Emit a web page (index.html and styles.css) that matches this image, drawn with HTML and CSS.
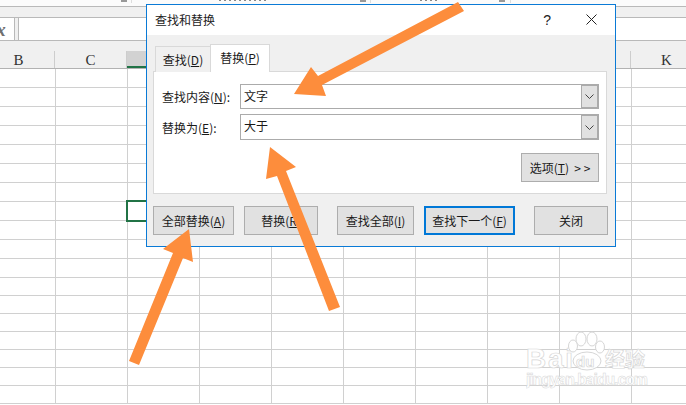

...

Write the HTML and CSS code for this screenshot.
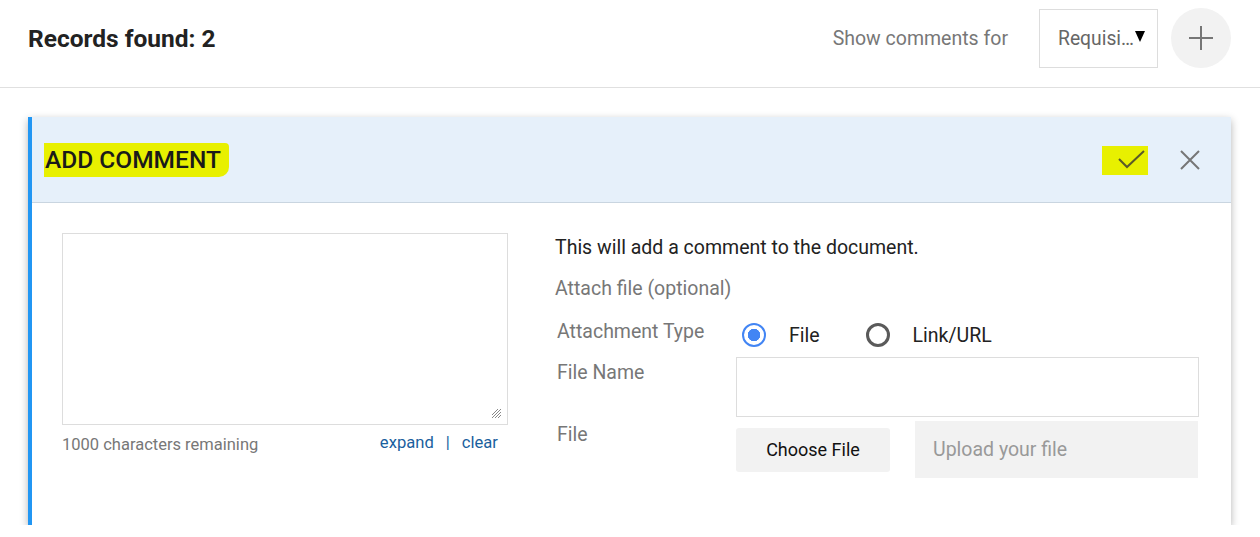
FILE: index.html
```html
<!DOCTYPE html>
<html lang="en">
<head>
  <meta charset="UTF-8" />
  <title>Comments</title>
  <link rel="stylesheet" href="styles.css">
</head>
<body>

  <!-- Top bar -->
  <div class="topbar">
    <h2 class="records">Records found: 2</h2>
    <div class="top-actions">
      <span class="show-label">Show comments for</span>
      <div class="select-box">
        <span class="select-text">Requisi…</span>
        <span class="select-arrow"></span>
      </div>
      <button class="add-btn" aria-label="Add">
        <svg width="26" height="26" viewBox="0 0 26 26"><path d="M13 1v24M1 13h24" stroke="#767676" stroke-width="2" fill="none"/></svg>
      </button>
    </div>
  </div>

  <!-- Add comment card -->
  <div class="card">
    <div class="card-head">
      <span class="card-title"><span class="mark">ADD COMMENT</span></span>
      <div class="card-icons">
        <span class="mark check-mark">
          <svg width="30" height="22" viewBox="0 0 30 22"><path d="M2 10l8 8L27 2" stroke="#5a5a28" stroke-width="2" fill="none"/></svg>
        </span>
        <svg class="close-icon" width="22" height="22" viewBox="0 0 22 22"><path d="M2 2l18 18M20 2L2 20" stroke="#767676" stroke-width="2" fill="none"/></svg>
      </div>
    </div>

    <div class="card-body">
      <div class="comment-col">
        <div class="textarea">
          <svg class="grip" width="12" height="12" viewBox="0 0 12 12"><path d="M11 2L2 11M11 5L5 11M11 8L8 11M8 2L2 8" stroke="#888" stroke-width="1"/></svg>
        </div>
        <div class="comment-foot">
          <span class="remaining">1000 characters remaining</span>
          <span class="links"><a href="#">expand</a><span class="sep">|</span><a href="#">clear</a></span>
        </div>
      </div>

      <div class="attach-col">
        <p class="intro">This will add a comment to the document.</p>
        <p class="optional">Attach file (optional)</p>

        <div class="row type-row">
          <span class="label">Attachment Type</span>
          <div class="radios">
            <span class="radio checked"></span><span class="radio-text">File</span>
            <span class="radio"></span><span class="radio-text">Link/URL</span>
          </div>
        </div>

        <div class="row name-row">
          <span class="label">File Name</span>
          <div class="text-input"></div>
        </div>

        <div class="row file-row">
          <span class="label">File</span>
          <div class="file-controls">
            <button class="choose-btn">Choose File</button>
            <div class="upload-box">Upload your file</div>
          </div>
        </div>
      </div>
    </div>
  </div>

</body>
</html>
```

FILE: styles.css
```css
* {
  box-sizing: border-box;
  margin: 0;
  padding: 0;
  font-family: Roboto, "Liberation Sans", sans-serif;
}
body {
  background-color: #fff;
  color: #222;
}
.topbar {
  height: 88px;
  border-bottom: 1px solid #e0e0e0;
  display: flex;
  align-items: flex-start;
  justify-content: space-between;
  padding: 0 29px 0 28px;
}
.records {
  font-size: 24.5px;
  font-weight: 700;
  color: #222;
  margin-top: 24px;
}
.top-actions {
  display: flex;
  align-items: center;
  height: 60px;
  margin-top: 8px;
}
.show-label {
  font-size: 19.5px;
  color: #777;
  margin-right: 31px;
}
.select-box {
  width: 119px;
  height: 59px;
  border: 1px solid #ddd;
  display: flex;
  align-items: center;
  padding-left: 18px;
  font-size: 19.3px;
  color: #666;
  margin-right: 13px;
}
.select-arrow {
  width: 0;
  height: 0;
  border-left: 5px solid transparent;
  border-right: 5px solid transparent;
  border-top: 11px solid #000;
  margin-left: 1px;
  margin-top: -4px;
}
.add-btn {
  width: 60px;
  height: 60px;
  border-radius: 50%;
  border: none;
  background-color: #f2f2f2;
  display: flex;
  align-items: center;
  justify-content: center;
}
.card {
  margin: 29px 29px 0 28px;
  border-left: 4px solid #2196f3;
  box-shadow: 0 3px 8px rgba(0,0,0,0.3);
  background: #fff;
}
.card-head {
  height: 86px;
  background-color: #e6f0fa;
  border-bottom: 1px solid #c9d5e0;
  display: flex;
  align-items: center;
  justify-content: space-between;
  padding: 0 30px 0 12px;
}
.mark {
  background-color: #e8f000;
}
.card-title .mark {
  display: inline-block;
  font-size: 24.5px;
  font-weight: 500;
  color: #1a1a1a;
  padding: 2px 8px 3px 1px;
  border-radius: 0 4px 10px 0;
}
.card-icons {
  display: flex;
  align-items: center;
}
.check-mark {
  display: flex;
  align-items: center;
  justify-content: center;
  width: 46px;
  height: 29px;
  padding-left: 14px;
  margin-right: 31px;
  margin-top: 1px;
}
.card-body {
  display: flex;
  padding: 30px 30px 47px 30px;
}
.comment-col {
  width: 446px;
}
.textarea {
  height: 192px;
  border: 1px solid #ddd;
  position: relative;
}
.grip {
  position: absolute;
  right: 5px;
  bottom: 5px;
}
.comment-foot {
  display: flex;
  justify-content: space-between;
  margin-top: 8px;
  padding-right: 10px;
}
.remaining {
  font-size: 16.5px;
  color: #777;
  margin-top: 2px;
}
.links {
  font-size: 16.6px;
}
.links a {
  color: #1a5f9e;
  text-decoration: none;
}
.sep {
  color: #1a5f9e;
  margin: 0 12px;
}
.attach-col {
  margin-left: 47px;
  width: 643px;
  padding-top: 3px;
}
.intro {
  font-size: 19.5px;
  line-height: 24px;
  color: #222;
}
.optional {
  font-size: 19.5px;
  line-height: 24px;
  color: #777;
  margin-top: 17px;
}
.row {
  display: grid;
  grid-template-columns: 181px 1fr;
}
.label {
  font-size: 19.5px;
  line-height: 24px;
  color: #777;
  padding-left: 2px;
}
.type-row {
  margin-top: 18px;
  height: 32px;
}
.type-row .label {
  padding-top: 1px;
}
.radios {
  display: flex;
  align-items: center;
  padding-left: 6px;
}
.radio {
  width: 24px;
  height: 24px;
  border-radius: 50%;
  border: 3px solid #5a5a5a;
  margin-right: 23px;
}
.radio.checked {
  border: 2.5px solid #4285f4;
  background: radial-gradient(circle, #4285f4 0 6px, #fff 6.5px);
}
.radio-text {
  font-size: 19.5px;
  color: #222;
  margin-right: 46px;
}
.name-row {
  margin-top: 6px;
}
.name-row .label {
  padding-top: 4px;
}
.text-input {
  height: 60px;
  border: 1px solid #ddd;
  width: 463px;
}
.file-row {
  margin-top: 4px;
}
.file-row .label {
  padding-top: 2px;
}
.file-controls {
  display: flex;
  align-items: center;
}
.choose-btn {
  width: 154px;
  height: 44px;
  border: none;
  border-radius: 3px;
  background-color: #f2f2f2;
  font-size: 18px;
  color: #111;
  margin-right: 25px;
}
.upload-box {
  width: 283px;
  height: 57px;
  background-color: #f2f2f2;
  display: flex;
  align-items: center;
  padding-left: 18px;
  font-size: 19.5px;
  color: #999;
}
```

[Task description] Above are some records. Count the lines among them with the word "styles", and answer with the number only.

[Solution to the exercise] 3